The criminal investigation carried out by two prosecutors and police officers of the anti-terrorist division of Istanbul revealed complicity and negligence within the State apparatus, in particular in the police and gendarmerie. The police force of Trabzon apparently had informed Ankara and Istanbul, as early as February 2006, of the plans of the terrorist organisation to kill Hrant Dink. These warnings were not taken seriously. The governor and the chief of the police force of Trabzon were transferred, and the intelligence officer at the Istanbul police force, Ahmet Ilhan Güler was suspended and is now under investigation. A preliminary investigation was carried out on the Istanbul police chief, Celalettin Cerrah, who had denied that there was any "political dimension or organisation behind this crime", but the Governor of Istanbul saw no justification for this investigation and had it stopped. The lawyers of Hrant Dink appealed this decision. The proceedings are still underway.

Further, the investigation established links between the terrorist group and an ultra-nationalist political organisation, the Great Union Party, (BBP) and its youth movement, ’Foyers Alperen’. The lawyers called for a detailed examination of these relations during the proceedings.

The Turkish media, moreover, indicated that several people have been excluded from the investigations. The media reported that two people, one linked to the secret service of the gendarmerie and the other to the Trabzon police force, had numerous contacts with the suspects. Tens of telephone calls with Ogün Samast, the principal defendant, were recorded during the period preceding the murder. However, only a part of these conversations apparently were transmitted to the prosecutors in charge of the investigation.

FIDH once again wishes to state that it is essential for the case to proceed under conditions of total safety and transparency so that the legal authorities can work impartially. FIDH wants full identification or all parties with direct or indirect responsibility in this assassination, and wants the true masterminds to be identified, whoever they are.

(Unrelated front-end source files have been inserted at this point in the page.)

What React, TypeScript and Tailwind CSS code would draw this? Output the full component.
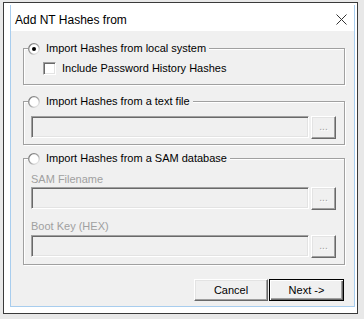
import React from "react";

function Radio({ checked }: { checked?: boolean }) {
  return (
    <svg width="12" height="12" viewBox="0 0 12 12" className="shrink-0">
      <defs>
        <linearGradient id={checked ? "rg1" : "rg0"} x1="0" y1="0" x2="1" y2="1">
          <stop offset="0" stopColor="#6e6e6e" />
          <stop offset="0.55" stopColor="#a8a8a8" />
          <stop offset="1" stopColor="#ffffff" />
        </linearGradient>
      </defs>
      <circle cx="6" cy="6" r="5.3" fill="#ffffff" stroke={checked ? "url(#rg1)" : "url(#rg0)"} strokeWidth="1.3" />
      {checked && <circle cx="6" cy="6" r="2" fill="#000000" />}
    </svg>
  );
}

function Sunken({ className = "" }: { className?: string }) {
  return (
    <div
      className={
        "h-[22px] bg-[#f0f0f0] border border-t-[#a0a0a0] border-l-[#a0a0a0] border-r-white border-b-white shadow-[inset_1px_1px_0_#696969,inset_-1px_-1px_0_#e3e3e3] " +
        className
      }
    />
  );
}

function Browse() {
  return (
    <div className="w-[25px] h-[23px] shrink-0 bg-[#f0f0f0] border border-t-white border-l-white border-r-[#696969] border-b-[#696969] shadow-[inset_-1px_-1px_0_#a0a0a0,inset_1px_1px_0_#e3e3e3] flex items-center justify-center">
      <span className="text-[10px] leading-[10px] text-[#a0a0a0] [text-shadow:1px_1px_0_#ffffff] -mt-[2px]">...</span>
    </div>
  );
}

function FieldRow() {
  return (
    <div className="flex items-start gap-[2px]">
      <Sunken className="flex-1" />
      <Browse />
    </div>
  );
}

function Group({
  label,
  checked,
  className = "",
  children,
}: {
  label: string;
  checked?: boolean;
  className?: string;
  children: React.ReactNode;
}) {
  return (
    <fieldset className="border border-[#a0a0a0] shadow-[inset_1px_1px_0_#ffffff,1px_1px_0_#ffffff]">
      <legend className="ml-[4px] pr-[3px] bg-[#f0f0f0] flex items-center gap-[6px] h-[13px] leading-[13px] text-black">
        <Radio checked={checked} />
        <span>{label}</span>
      </legend>
      <div className={className}>{children}</div>
    </fieldset>
  );
}

export default function App() {
  return (
    <div className="w-[364px] h-[319px] bg-[#e8e8e8] pt-[2px] pl-[3px] font-['Liberation_Sans',Arial,sans-serif] text-[11px] text-black overflow-hidden">
      <div className="w-[355px] h-[312px] border border-[#3a3a3a] bg-white pt-[2px] pl-[6px] pr-[2px]">
        <div className="w-[345px] h-[302px] border-x border-b border-[#a8cdee] flex flex-col">
          <div className="h-[26px] flex items-center justify-between pl-[4px] pr-[7px]">
            <span className="text-[12px] leading-[14px] mt-[3px]">Add NT Hashes from</span>
            <svg width="11" height="11" viewBox="0 0 11 11" className="mt-[3px]">
              <path d="M0.5 0.5 L10.5 10.5 M10.5 0.5 L0.5 10.5" stroke="#333333" strokeWidth="1" />
            </svg>
          </div>
          <div className="flex-1 bg-[#f0f0f0] flex flex-col pl-[12px] pr-[9px]">
            <div className="mt-[11px]">
              <Group label="Import Hashes from local system" checked className="pb-[9px]">
                <div className="flex items-center gap-[6px] pl-[19px] mt-[7px] h-[13px]">
                  <div className="w-[13px] h-[13px] bg-white border border-t-[#a0a0a0] border-l-[#a0a0a0] border-r-white border-b-white shadow-[inset_1px_1px_0_#696969,inset_-1px_-1px_0_#e3e3e3]" />
                  <span className="leading-[13px]">Include Password History Hashes</span>
                </div>
              </Group>
            </div>

            <div className="mt-[10px]">
              <Group label="Import Hashes from a text file" className="pb-[5px] pl-[7px] pr-[8px]">
                <div className="mt-[8px]">
                  <FieldRow />
                </div>
              </Group>
            </div>

            <div className="mt-[7px]">
              <Group label="Import Hashes from a SAM database" className="pb-[6px] pl-[7px] pr-[8px]">
                <div className="mt-[8px] leading-[13px] text-[#a0a0a0]">SAM Filename</div>
                <div className="mt-[1px]">
                  <FieldRow />
                </div>
                <div className="mt-[10px] leading-[13px] text-[#a0a0a0]">Boot Key (HEX)</div>
                <div className="mt-[2px]">
                  <FieldRow />
                </div>
              </Group>
            </div>

            <div className="mt-[14px] flex justify-end mr-[1px]">
              <button className="w-[74px] h-[22px] bg-[#f0f0f0] border border-t-white border-l-white border-r-[#696969] border-b-[#696969] shadow-[inset_-1px_-1px_0_#a0a0a0,inset_1px_1px_0_#e3e3e3] text-[11px] leading-[13px] text-black">
                Cancel
              </button>
              <button className="w-[75px] h-[22px] ml-[1px] bg-[#f0f0f0] border border-black shadow-[inset_1px_1px_0_#ffffff,inset_-1px_-1px_0_#696969,inset_-2px_-2px_0_#a0a0a0] text-[11px] leading-[13px] text-black">
                Next -&gt;
              </button>
            </div>
          </div>
        </div>
      </div>
    </div>
  );
}
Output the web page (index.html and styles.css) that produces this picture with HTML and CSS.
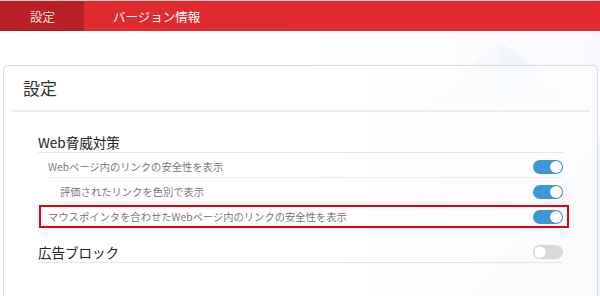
FILE: index.html
```html
<!DOCTYPE html>
<html lang="ja">
<head>
  <meta charset="UTF-8">
  <meta name="viewport" content="width=device-width, initial-scale=1.0">
  <title>設定</title>
  <link rel="stylesheet" href="styles.css">
</head>
<body>
  <svg class="backdrop" width="600" height="296" viewBox="0 0 600 296">
    <polygon points="500,42 420,110 580,110" fill="#f5f7fc"/>
    <polygon points="500,42 540,70 500,110" fill="#f0f5fc"/>
    <polygon points="600,20 600,296 470,296" fill="#f7f9fc"/>
    <polygon points="470,296 600,140 600,296" fill="#f3f6fa"/>
  </svg>

  <div class="tabs">
    <div class="tab active">設定</div>
    <div class="tab">バージョン情報</div>
  </div>

  <div class="card">
    <div class="card-title">設定</div>

    <div class="section">
      <div class="section-head">
        <span>Web脅威対策</span>
      </div>
      <div class="row">
        <span>Webページ内のリンクの安全性を表示</span>
        <span class="toggle on"></span>
      </div>
      <div class="row sub">
        <span>評価されたリンクを色別で表示</span>
        <span class="toggle on"></span>
      </div>
      <div class="row marked">
        <span>マウスポインタを合わせたWebページ内のリンクの安全性を表示</span>
        <span class="toggle on"></span>
      </div>
    </div>

    <div class="section">
      <div class="section-head ads">
        <span>広告ブロック</span>
        <span class="toggle"></span>
      </div>
    </div>
  </div>
</body>
</html>
```

FILE: styles.css
```css
body {
  margin: 0;
  font-family: "Noto Sans CJK JP", "Noto Sans", sans-serif;
  font-weight: 350;
  background: linear-gradient(to right, #ffffff 45%, #f7f9fc);
  height: 296px;
  overflow: hidden;
}

/* faint triangles behind the card */
.backdrop {
  position: absolute;
  top: 0;
  left: 0;
  z-index: -1;
}

.tabs {
  display: flex;
  height: 30px;
  background-color: #e12b31;
  border-top: 1px solid #cfcfcf;
}

.tab {
  display: flex;
  align-items: center;
  padding: 0 29px;
  font-size: 12.5px;
  font-weight: 400;
  color: #fff;
}

.tab.active {
  width: 25px;
  background-color: #b92026;
  color: #f1dede;
  padding: 0 29px 0 30px;
}

.card {
  margin: 34px 2px 0 3px;
  height: 240px;
  background-color: rgba(255, 255, 255, 0.55);
  border: 1px solid #dcdcdc;
  border-radius: 5px 5px 0 0;
}

.card-title {
  margin: 0 7px 0 8px;
  height: 44px;
  line-height: 43px;
  padding-left: 11px;
  font-size: 17px;
  font-weight: 400;
  color: #333;
  border-bottom: 2px solid #ececec;
}

.section {
  margin: 0 34px;
}

.section-head {
  display: flex;
  justify-content: space-between;
  align-items: center;
  padding-top: 20px;
  line-height: 20px;
  font-size: 13.5px;
  font-weight: 400;
  color: #222;
  border-bottom: 1px solid #e6e6e6;
}

.section-head.ads {
  padding-top: 14px;
}

.row {
  position: relative;
  display: flex;
  justify-content: space-between;
  align-items: center;
  margin-left: 10px;
  padding-top: 4px;
  line-height: 20px;
  font-size: 10.3px;
  color: #6c6c6c;
  border-bottom: 1px solid #ececec;
}

.row.sub span:first-child {
  padding-left: 12px;
}

.row.marked {
  border-bottom-color: transparent;
}

/* red highlight box around the third option */
.row.marked::after {
  content: "";
  position: absolute;
  top: 2px;
  bottom: -1px;
  left: -9px;
  right: -6px;
  border: 2px solid #e50012;
}

.toggle {
  position: relative;
  width: 30px;
  height: 14px;
  border-radius: 7px;
  background-color: #d9d9d9;
}

.toggle::before {
  content: "";
  position: absolute;
  top: 1px;
  left: 1px;
  width: 12px;
  height: 12px;
  border-radius: 50%;
  background-color: #fff;
  box-shadow: 0 0 1px rgba(0, 0, 0, 0.3);
}

.toggle.on {
  background-color: #3a98d6;
}

.toggle.on::before {
  left: 17px;
}
```
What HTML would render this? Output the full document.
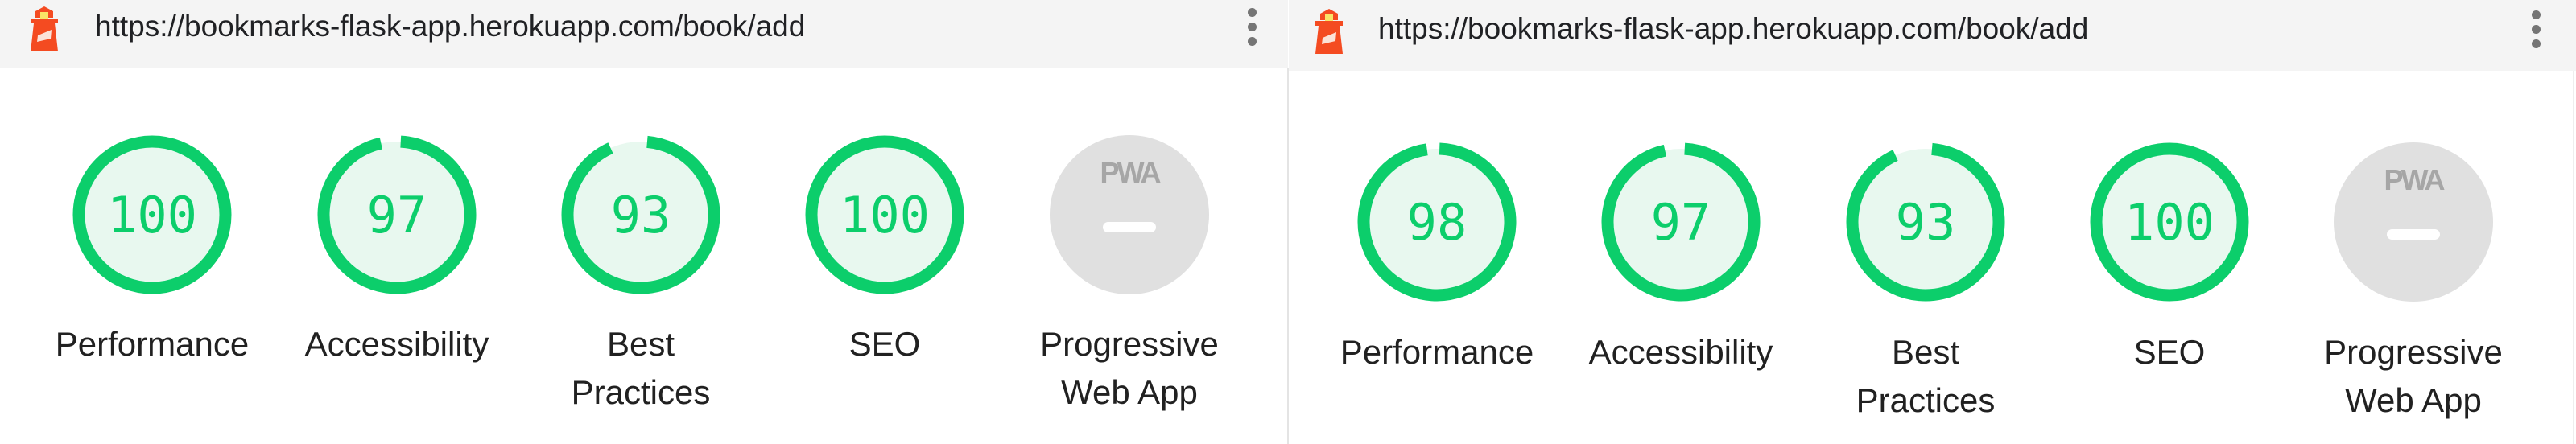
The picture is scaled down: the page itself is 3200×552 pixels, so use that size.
<!DOCTYPE html>
<html><head><meta charset="utf-8"><style>
html,body{margin:0;padding:0;width:3200px;height:552px;overflow:hidden;background:#fff;font-family:"Liberation Sans",Arial,sans-serif}
.hdr{position:absolute;background:#f4f4f4}
.url{position:absolute;font-size:37px;color:#202124;white-space:nowrap;line-height:1}
.dot{position:absolute;width:11px;height:11px;border-radius:50%;background:#757575}
.g{position:absolute}
.lbl{position:absolute;width:300px;margin-left:-150px;text-align:center;font-size:42px;color:#212121;line-height:60px}
</style></head><body>
<div class="hdr" style="left:0;top:0;width:1600px;height:84px"></div>
<div class="hdr" style="left:1601px;top:0;width:1599px;height:88px"></div>
<div style="position:absolute;left:1599px;top:84px;width:2px;height:468px;background:#e4e4e4"></div>
<div style="position:absolute;left:3196px;top:88px;width:2px;height:464px;background:#eeeeee"></div>

<svg class="g" style="left:36px;top:8px" width="38" height="56" viewBox="0 0 38 56">
<polygon points="19,0 30,6 30,14 8,14 8,6" fill="#f44b21"/><rect x="14" y="7" width="10" height="8" fill="#f9e467"/>
<rect x="2" y="15" width="34" height="6" fill="#f44b21"/><polygon points="6,21 32,21 36,56 2,56" fill="#f44b21"/>
<polygon points="11,36 28,29 27,40 10,44" fill="#fbe2d8"/></svg>
<div class="url" style="left:118px;top:14px">https://bookmarks-flask-app.herokuapp.com/book/add</div>
<div class="dot" style="left:1550px;top:10px"></div><div class="dot" style="left:1550px;top:28px"></div><div class="dot" style="left:1550px;top:46px"></div>

<svg class="g" style="left:1632px;top:11px" width="38" height="56" viewBox="0 0 38 56">
<polygon points="19,0 30,6 30,14 8,14 8,6" fill="#f44b21"/><rect x="14" y="7" width="10" height="8" fill="#f9e467"/>
<rect x="2" y="15" width="34" height="6" fill="#f44b21"/><polygon points="6,21 32,21 36,56 2,56" fill="#f44b21"/>
<polygon points="11,36 28,29 27,40 10,44" fill="#fbe2d8"/></svg>
<div class="url" style="left:1712px;top:17px">https://bookmarks-flask-app.herokuapp.com/book/add</div>
<div class="dot" style="left:3145px;top:13px"></div><div class="dot" style="left:3145px;top:31px"></div><div class="dot" style="left:3145px;top:49px"></div>

<svg class="g" style="left:0;top:0" width="3200" height="552">
<defs>
<g id="pwa"><circle r="99" fill="#e0e0e0"/><text x="0" y="-40" text-anchor="middle" font-family="Liberation Sans,sans-serif" font-weight="bold" font-size="36" fill="#a6a6a6" letter-spacing="-3">PWA</text><rect x="-33" y="9" width="66" height="13" rx="6.5" fill="#fff"/></g>
</defs>
<g font-family="DejaVu Sans Mono,Liberation Mono,monospace" font-size="62" fill="#0cce6b" text-anchor="middle">
<g transform="translate(189,267)"><circle r="91" fill="#e8f8ef" stroke="#0cce6b" stroke-width="15"/><text y="22">100</text></g>
<g transform="translate(493,267)"><circle r="91" fill="#e8f8ef"/><circle r="91" fill="none" stroke="#0cce6b" stroke-width="15" stroke-dasharray="547 600" transform="rotate(-87)"/><text y="22">97</text></g>
<g transform="translate(796,267)"><circle r="91" fill="#e8f8ef"/><circle r="91" fill="none" stroke="#0cce6b" stroke-width="15" stroke-dasharray="525 600" transform="rotate(-85)"/><text y="22">93</text></g>
<g transform="translate(1099,267)"><circle r="91" fill="#e8f8ef" stroke="#0cce6b" stroke-width="15"/><text y="22">100</text></g>
<use href="#pwa" x="1403" y="267"/>
<g transform="translate(1785,276)"><circle r="91" fill="#e8f8ef"/><circle r="91" fill="none" stroke="#0cce6b" stroke-width="15" stroke-dasharray="556 600" transform="rotate(-88)"/><text y="22">98</text></g>
<g transform="translate(2088,276)"><circle r="91" fill="#e8f8ef"/><circle r="91" fill="none" stroke="#0cce6b" stroke-width="15" stroke-dasharray="547 600" transform="rotate(-87)"/><text y="22">97</text></g>
<g transform="translate(2392,276)"><circle r="91" fill="#e8f8ef"/><circle r="91" fill="none" stroke="#0cce6b" stroke-width="15" stroke-dasharray="525 600" transform="rotate(-85)"/><text y="22">93</text></g>
<g transform="translate(2695,276)"><circle r="91" fill="#e8f8ef" stroke="#0cce6b" stroke-width="15"/><text y="22">100</text></g>
<use href="#pwa" x="2998" y="276"/>
</g>
</svg>

<div class="lbl" style="left:189px;top:398px">Performance</div>
<div class="lbl" style="left:493px;top:398px">Accessibility</div>
<div class="lbl" style="left:796px;top:398px">Best<br>Practices</div>
<div class="lbl" style="left:1099px;top:398px">SEO</div>
<div class="lbl" style="left:1403px;top:398px">Progressive<br>Web App</div>

<div class="lbl" style="left:1785px;top:408px">Performance</div>
<div class="lbl" style="left:2088px;top:408px">Accessibility</div>
<div class="lbl" style="left:2392px;top:408px">Best<br>Practices</div>
<div class="lbl" style="left:2695px;top:408px">SEO</div>
<div class="lbl" style="left:2998px;top:408px">Progressive<br>Web App</div>
</body></html>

FIDH reiterates its total support for lawyers of the Dink family and will follow the case with great attention. FIDH has faith in the ability of the Turkish judiciary to bring out the answers to all of the questions related this crime, in particular the possible implication of the police and gendarmerie, but also the failure of the government and the public authorities to protect a citizen who lived under a threat that was common knowledge to all.